I am especially interested in the capabilities that /OPT will provide. I assume that features of the /32 /OPT version will be replicated where appropriate. Has there been a review of what optimisation features are provided in FTN95 vs those in other compilers? I am hoping that there may be some other optimisation features that are more suited to /64 that could be included.
I reviewed a number of the Polyhedron benchmark tests to see what was causing FTN95 to perform poorly.
In some it was just poor coding, especially for the use of array sections, some where temporary copies were being used more often by FTN95. (I must admit that iFort's use of stride to overcome temporary arrays for array sections scares me a lot, as it changes the old Fortran concept of subroutine arguments provide a memory address for contiguous arrays.)
Other common ones were Xreal, eg X2.0 which can be fixed.
Identifying the repetition of groups of calculation were another.
I think an area where FTN95 does not compare well is with long calculations which can require many registers, eg repeated lines in chemistry calculations. This may be due to identifying repeated calcs involving unchanged values, although I learnt to avoid this coding approach many years ago. The alternative approach of providing code that documents the formula and letting a smart compiler optimise is good for auditing code, as long as the compiler gets it right.
Another clean out I found was that there should not be large local or automatic arrays placed on the stack. They should be handled via a virtual ALLOCATE. Stack overflows should not happen due to local arrays.
I finally gave up with the review, as about a third I could clean up with better array structures, another third were identifying repeated or unnecessary calculations, but a significant proportion were just complex code that other smart compilers could pull apart. I was left thinking that re-writing this type of legacy code is a very bad approach and optimising compilers have a definite place for this style of code.
Vector instructions via /SSE and /AVX are a very good example of where significant performance improvement can be achieved with modern hardware. This can be easy with array syntax or identified inner loop calculations by other smart compilers. FTN95 should develop this capability where possible.
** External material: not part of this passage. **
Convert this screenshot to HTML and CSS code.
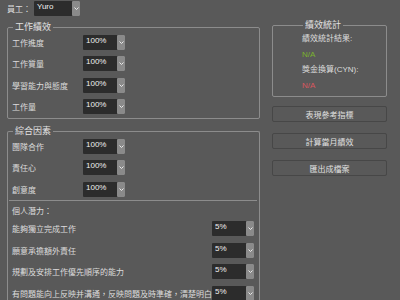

Unfortunately optimisation is an area that generates a lot of reported compiler bugs, be it the fault of the compiler or of non-conforming code that use to work.
I would be interested if there could be more discussion of the FTN95 /64 /OPT features and if there are possibilities of other enhancements that the /64 instruction set may readily provide.
John
ps: could an option /32 be provided ? While it is default, it could be a good form of documentation of the compile statement. also /net (or .net) could be another option.